[start]

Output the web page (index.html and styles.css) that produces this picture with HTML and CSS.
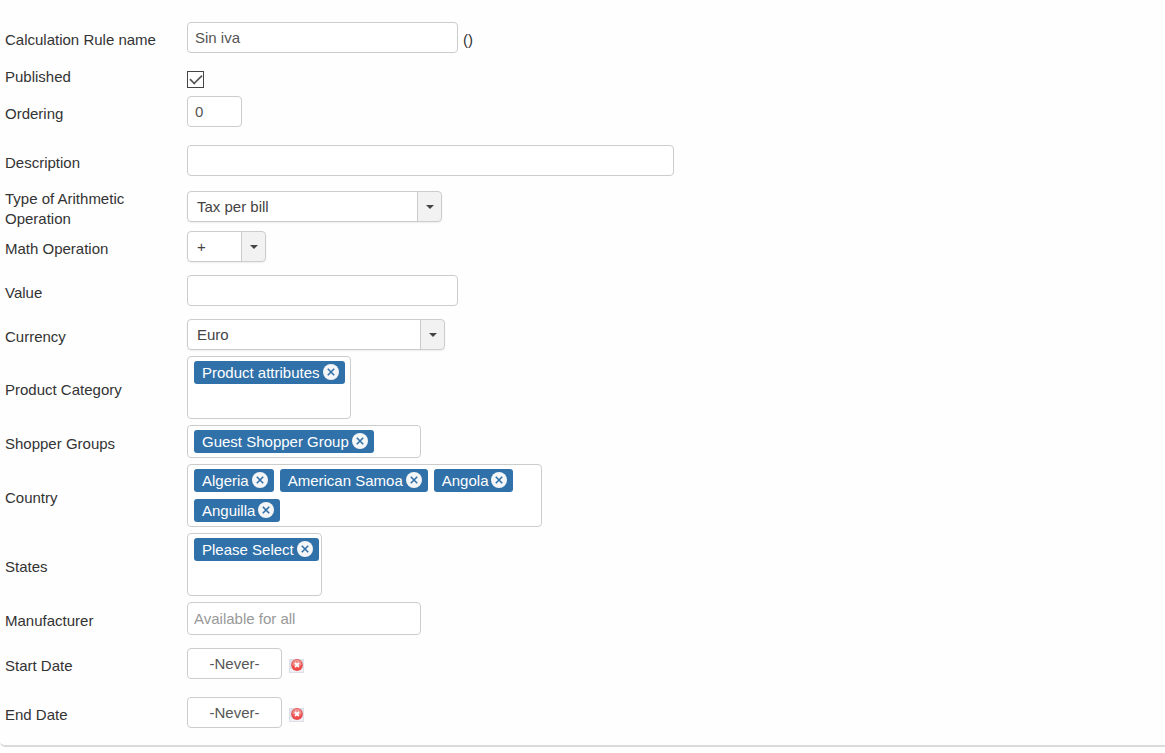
FILE: index.html
```html
<!DOCTYPE html>
<html lang="en">
<head>
<meta charset="utf-8">
<title>Calculation Rule</title>
<link rel="stylesheet" href="styles.css">
</head>
<body>
<svg class="defs" aria-hidden="true">
  <symbol id="remove" viewBox="0 0 16 16"><circle cx="8" cy="8" r="8" fill="#f4f5f7"/><path d="M4.8 4.8l6.4 6.4M11.2 4.8l-6.4 6.4" stroke="#3071a9" stroke-width="1.6"/></symbol>
  <symbol id="clear" viewBox="0 0 15 14">
    <path d="M0 0h15v14H0z" fill="#dfe0e8"/><path d="M1 10h13v3H1z" fill="#f0f0f4"/>
    <circle cx="8" cy="6" r="5.9" fill="#e25555"/><circle cx="8" cy="5.2" r="4.5" fill="#f29090"/><path d="M3.2 6.5a4.8 4.8 0 0 0 9.6 0z" fill="#f04a4a"/>
    <path d="M6 4l4 4M10 4l-4 4" stroke="#fff" stroke-width="1.8"/>
  </symbol>
</svg>
<form class="panel">
  <div class="row">
    <label class="label" for="name">Calculation Rule name</label>
    <div class="field"><input class="input medium" id="name" type="text" value="Sin iva"><span class="note">()</span></div>
  </div>
  <div class="row gap-lg check-row">
    <label class="label" for="published">Published</label>
    <div class="field"><input class="check" id="published" type="checkbox" checked></div>
  </div>
  <div class="row">
    <label class="label" for="ordering">Ordering</label>
    <div class="field"><input class="input tiny" id="ordering" type="text" value="0"></div>
  </div>
  <div class="row gap-lg">
    <label class="label" for="description">Description</label>
    <div class="field"><input class="input large" id="description" type="text"></div>
  </div>
  <div class="row gap-md tall">
    <label class="label" for="kind">Type of Arithmetic Operation</label>
    <div class="field"><span class="select kind"><select id="kind"><option>Tax per bill</option></select></span></div>
  </div>
  <div class="row gap-xs">
    <label class="label" for="math">Math Operation</label>
    <div class="field"><span class="select math"><select id="math"><option>+</option></select></span></div>
  </div>
  <div class="row gap-md">
    <label class="label" for="value">Value</label>
    <div class="field"><input class="input medium" id="value" type="text"></div>
  </div>
  <div class="row gap-md">
    <label class="label" for="currency">Currency</label>
    <div class="field"><span class="select currency"><select id="currency"><option>Euro</option></select></span></div>
  </div>
  <div class="row gap-sm">
    <span class="label" id="l-category">Product Category</span>
    <div class="chips category" role="group" aria-labelledby="l-category">
      <span class="chip">Product attributes<button type="button" aria-label="Remove"><svg><use href="#remove"/></svg></button></span>
    </div>
  </div>
  <div class="row gap-sm">
    <span class="label" id="l-groups">Shopper Groups</span>
    <div class="chips single" role="group" aria-labelledby="l-groups">
      <span class="chip">Guest Shopper Group<button type="button" aria-label="Remove"><svg><use href="#remove"/></svg></button></span>
    </div>
  </div>
  <div class="row gap-sm">
    <span class="label" id="l-country">Country</span>
    <div class="chips country" role="group" aria-labelledby="l-country">
      <span class="chip">Algeria<button type="button" aria-label="Remove"><svg><use href="#remove"/></svg></button></span>
      <span class="chip">American Samoa<button type="button" aria-label="Remove"><svg><use href="#remove"/></svg></button></span>
      <span class="chip">Angola<button type="button" aria-label="Remove"><svg><use href="#remove"/></svg></button></span>
      <span class="chip">Anguilla<button type="button" aria-label="Remove"><svg><use href="#remove"/></svg></button></span>
    </div>
  </div>
  <div class="row gap-sm">
    <span class="label" id="l-states">States</span>
    <div class="chips states" role="group" aria-labelledby="l-states">
      <span class="chip">Please Select<button type="button" aria-label="Remove"><svg><use href="#remove"/></svg></button></span>
    </div>
  </div>
  <div class="row gap-sm">
    <label class="label" for="manufacturer">Manufacturer</label>
    <div class="field"><input class="input maker" id="manufacturer" type="text" placeholder="Available for all"></div>
  </div>
  <div class="row gap-md">
    <label class="label" for="start">Start Date</label>
    <div class="field"><input class="input date" id="start" type="text" value="-Never-"><button class="clear" type="button" aria-label="Clear start date"><svg><use href="#clear"/></svg></button></div>
  </div>
  <div class="row gap-lg">
    <label class="label" for="end">End Date</label>
    <div class="field"><input class="input date" id="end" type="text" value="-Never-"><button class="clear" type="button" aria-label="Clear end date"><svg><use href="#clear"/></svg></button></div>
  </div>
</form>
</body>
</html>
```
FILE: styles.css
```css
* { box-sizing: border-box; }
body {
  margin: 0;
  background: #fefefe;
  color: #333;
  font: 15px/20px "Liberation Sans", Arial, sans-serif;
}
input, select, button { font: inherit; margin: 0; }
button { padding: 0; border: 0; background: none; display: flex; }
.defs { display: none; }

.panel {
  padding: 22px 5px 17px;
  border-bottom: 2px solid #dadada;
  border-bottom-left-radius: 5px;
}
.row {
  display: grid;
  grid-template-columns: 160px 1fr;
  column-gap: 22px;
  align-items: center;
}
.label { padding-top: 4px; }
.gap-xs { margin-top: 2px; }
.gap-sm { margin-top: 6px; }
.gap-md { margin-top: 13px; }
.gap-lg { margin-top: 18px; }
.check-row { height: 17px; margin-bottom: 8px; }
.check-row .label { padding: 0; margin-top: -5px; }
.tall { align-items: start; }
.tall .label { padding: 0; }
.tall .field { padding-top: 2px; height: 40px; align-items: flex-start; }
.field { display: flex; align-items: center; }

.input {
  height: 31px;
  padding: 0 7px;
  border: 1px solid #ccc;
  border-radius: 4px;
  background: #fff;
  color: #555;
}
.medium { width: 271px; }
.tiny { width: 55px; }
.large { width: 487px; }
.maker { width: 234px; height: 33px; padding: 0 6px; }
.maker::placeholder { color: #999; }
.date { width: 95px; text-align: center; }
.note { padding: 4px 0 0 5px; }
.clear { margin: 4px 0 0 7px; }
.clear svg { width: 15px; height: 14px; }

.check {
  appearance: none;
  display: grid;
  place-items: center;
  width: 17px;
  height: 17px;
  border: 1px solid #444;
  background: #fff;
}
.check:checked::after {
  content: "";
  width: 12px;
  height: 6px;
  margin-top: -4px;
  border: solid #555;
  border-width: 0 0 2px 2px;
  transform: rotate(-45deg) scale(.85);
}

.select {
  position: relative;
  display: block;
  border: 1px solid #ccc;
  border-radius: 4px;
  background: linear-gradient(to left, #f2f2f2 23px, #ccc 23px, #ccc 24px, #fff 24px);
  box-shadow: 0 1px 2px rgba(0, 0, 0, .07);
}
.select select {
  appearance: none;
  display: block;
  width: 100%;
  height: 29px;
  padding: 1px 28px 0 9px;
  border: 0;
  background: none;
  color: #444;
}
.select::after {
  content: "";
  position: absolute;
  top: 13px;
  right: 7px;
  border: 4px solid transparent;
  border-top-color: #444;
  pointer-events: none;
}
.kind { width: 255px; }
.math { width: 79px; }
.currency { width: 258px; }

.chips {
  display: flex;
  flex-wrap: wrap;
  align-content: flex-start;
  gap: 7px 6px;
  padding: 4px 3px 4px 6px;
  border: 1px solid #ccc;
  border-radius: 4px;
  background: #fff;
}
.chip {
  display: flex;
  align-items: center;
  gap: 3px;
  height: 23px;
  padding: 0 6px 0 8px;
  border-radius: 3px;
  background: #3071a9;
  color: #fff;
  line-height: 24px;
  white-space: nowrap;
}
.chip button { margin-bottom: 2px; }
.chip svg { width: 16px; height: 16px; }
.category { width: 164px; min-height: 63px; }
.single { width: 234px; min-height: 33px; }
.country { width: 355px; min-height: 63px; }
.states { width: 135px; min-height: 63px; }
```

[end]

*What the exercise asks:* Omit each picture, then return all of the listing exactly as it stands.

*Result for this task:*
Output the web page (index.html and styles.css) that produces this picture with HTML and CSS.
FILE: index.html
```html
<!DOCTYPE html>
<html lang="en">
<head>
<meta charset="utf-8">
<title>Calculation Rule</title>
<link rel="stylesheet" href="styles.css">
</head>
<body>
<svg class="defs" aria-hidden="true">
  <symbol id="remove" viewBox="0 0 16 16"><circle cx="8" cy="8" r="8" fill="#f4f5f7"/><path d="M4.8 4.8l6.4 6.4M11.2 4.8l-6.4 6.4" stroke="#3071a9" stroke-width="1.6"/></symbol>
  <symbol id="clear" viewBox="0 0 15 14">
    <path d="M0 0h15v14H0z" fill="#dfe0e8"/><path d="M1 10h13v3H1z" fill="#f0f0f4"/>
    <circle cx="8" cy="6" r="5.9" fill="#e25555"/><circle cx="8" cy="5.2" r="4.5" fill="#f29090"/><path d="M3.2 6.5a4.8 4.8 0 0 0 9.6 0z" fill="#f04a4a"/>
    <path d="M6 4l4 4M10 4l-4 4" stroke="#fff" stroke-width="1.8"/>
  </symbol>
</svg>
<form class="panel">
  <div class="row">
    <label class="label" for="name">Calculation Rule name</label>
    <div class="field"><input class="input medium" id="name" type="text" value="Sin iva"><span class="note">()</span></div>
  </div>
  <div class="row gap-lg check-row">
    <label class="label" for="published">Published</label>
    <div class="field"><input class="check" id="published" type="checkbox" checked></div>
  </div>
  <div class="row">
    <label class="label" for="ordering">Ordering</label>
    <div class="field"><input class="input tiny" id="ordering" type="text" value="0"></div>
  </div>
  <div class="row gap-lg">
    <label class="label" for="description">Description</label>
    <div class="field"><input class="input large" id="description" type="text"></div>
  </div>
  <div class="row gap-md tall">
    <label class="label" for="kind">Type of Arithmetic Operation</label>
    <div class="field"><span class="select kind"><select id="kind"><option>Tax per bill</option></select></span></div>
  </div>
  <div class="row gap-xs">
    <label class="label" for="math">Math Operation</label>
    <div class="field"><span class="select math"><select id="math"><option>+</option></select></span></div>
  </div>
  <div class="row gap-md">
    <label class="label" for="value">Value</label>
    <div class="field"><input class="input medium" id="value" type="text"></div>
  </div>
  <div class="row gap-md">
    <label class="label" for="currency">Currency</label>
    <div class="field"><span class="select currency"><select id="currency"><option>Euro</option></select></span></div>
  </div>
  <div class="row gap-sm">
    <span class="label" id="l-category">Product Category</span>
    <div class="chips category" role="group" aria-labelledby="l-category">
      <span class="chip">Product attributes<button type="button" aria-label="Remove"><svg><use href="#remove"/></svg></button></span>
    </div>
  </div>
  <div class="row gap-sm">
    <span class="label" id="l-groups">Shopper Groups</span>
    <div class="chips single" role="group" aria-labelledby="l-groups">
      <span class="chip">Guest Shopper Group<button type="button" aria-label="Remove"><svg><use href="#remove"/></svg></button></span>
    </div>
  </div>
  <div class="row gap-sm">
    <span class="label" id="l-country">Country</span>
    <div class="chips country" role="group" aria-labelledby="l-country">
      <span class="chip">Algeria<button type="button" aria-label="Remove"><svg><use href="#remove"/></svg></button></span>
      <span class="chip">American Samoa<button type="button" aria-label="Remove"><svg><use href="#remove"/></svg></button></span>
      <span class="chip">Angola<button type="button" aria-label="Remove"><svg><use href="#remove"/></svg></button></span>
      <span class="chip">Anguilla<button type="button" aria-label="Remove"><svg><use href="#remove"/></svg></button></span>
    </div>
  </div>
  <div class="row gap-sm">
    <span class="label" id="l-states">States</span>
    <div class="chips states" role="group" aria-labelledby="l-states">
      <span class="chip">Please Select<button type="button" aria-label="Remove"><svg><use href="#remove"/></svg></button></span>
    </div>
  </div>
  <div class="row gap-sm">
    <label class="label" for="manufacturer">Manufacturer</label>
    <div class="field"><input class="input maker" id="manufacturer" type="text" placeholder="Available for all"></div>
  </div>
  <div class="row gap-md">
    <label class="label" for="start">Start Date</label>
    <div class="field"><input class="input date" id="start" type="text" value="-Never-"><button class="clear" type="button" aria-label="Clear start date"><svg><use href="#clear"/></svg></button></div>
  </div>
  <div class="row gap-lg">
    <label class="label" for="end">End Date</label>
    <div class="field"><input class="input date" id="end" type="text" value="-Never-"><button class="clear" type="button" aria-label="Clear end date"><svg><use href="#clear"/></svg></button></div>
  </div>
</form>
</body>
</html>
```
FILE: styles.css
```css
* { box-sizing: border-box; }
body {
  margin: 0;
  background: #fefefe;
  color: #333;
  font: 15px/20px "Liberation Sans", Arial, sans-serif;
}
input, select, button { font: inherit; margin: 0; }
button { padding: 0; border: 0; background: none; display: flex; }
.defs { display: none; }

.panel {
  padding: 22px 5px 17px;
  border-bottom: 2px solid #dadada;
  border-bottom-left-radius: 5px;
}
.row {
  display: grid;
  grid-template-columns: 160px 1fr;
  column-gap: 22px;
  align-items: center;
}
.label { padding-top: 4px; }
.gap-xs { margin-top: 2px; }
.gap-sm { margin-top: 6px; }
.gap-md { margin-top: 13px; }
.gap-lg { margin-top: 18px; }
.check-row { height: 17px; margin-bottom: 8px; }
.check-row .label { padding: 0; margin-top: -5px; }
.tall { align-items: start; }
.tall .label { padding: 0; }
.tall .field { padding-top: 2px; height: 40px; align-items: flex-start; }
.field { display: flex; align-items: center; }

.input {
  height: 31px;
  padding: 0 7px;
  border: 1px solid #ccc;
  border-radius: 4px;
  background: #fff;
  color: #555;
}
.medium { width: 271px; }
.tiny { width: 55px; }
.large { width: 487px; }
.maker { width: 234px; height: 33px; padding: 0 6px; }
.maker::placeholder { color: #999; }
.date { width: 95px; text-align: center; }
.note { padding: 4px 0 0 5px; }
.clear { margin: 4px 0 0 7px; }
.clear svg { width: 15px; height: 14px; }

.check {
  appearance: none;
  display: grid;
  place-items: center;
  width: 17px;
  height: 17px;
  border: 1px solid #444;
  background: #fff;
}
.check:checked::after {
  content: "";
  width: 12px;
  height: 6px;
  margin-top: -4px;
  border: solid #555;
  border-width: 0 0 2px 2px;
  transform: rotate(-45deg) scale(.85);
}

.select {
  position: relative;
  display: block;
  border: 1px solid #ccc;
  border-radius: 4px;
  background: linear-gradient(to left, #f2f2f2 23px, #ccc 23px, #ccc 24px, #fff 24px);
  box-shadow: 0 1px 2px rgba(0, 0, 0, .07);
}
.select select {
  appearance: none;
  display: block;
  width: 100%;
  height: 29px;
  padding: 1px 28px 0 9px;
  border: 0;
  background: none;
  color: #444;
}
.select::after {
  content: "";
  position: absolute;
  top: 13px;
  right: 7px;
  border: 4px solid transparent;
  border-top-color: #444;
  pointer-events: none;
}
.kind { width: 255px; }
.math { width: 79px; }
.currency { width: 258px; }

.chips {
  display: flex;
  flex-wrap: wrap;
  align-content: flex-start;
  gap: 7px 6px;
  padding: 4px 3px 4px 6px;
  border: 1px solid #ccc;
  border-radius: 4px;
  background: #fff;
}
.chip {
  display: flex;
  align-items: center;
  gap: 3px;
  height: 23px;
  padding: 0 6px 0 8px;
  border-radius: 3px;
  background: #3071a9;
  color: #fff;
  line-height: 24px;
  white-space: nowrap;
}
.chip button { margin-bottom: 2px; }
.chip svg { width: 16px; height: 16px; }
.category { width: 164px; min-height: 63px; }
.single { width: 234px; min-height: 33px; }
.country { width: 355px; min-height: 63px; }
.states { width: 135px; min-height: 63px; }
```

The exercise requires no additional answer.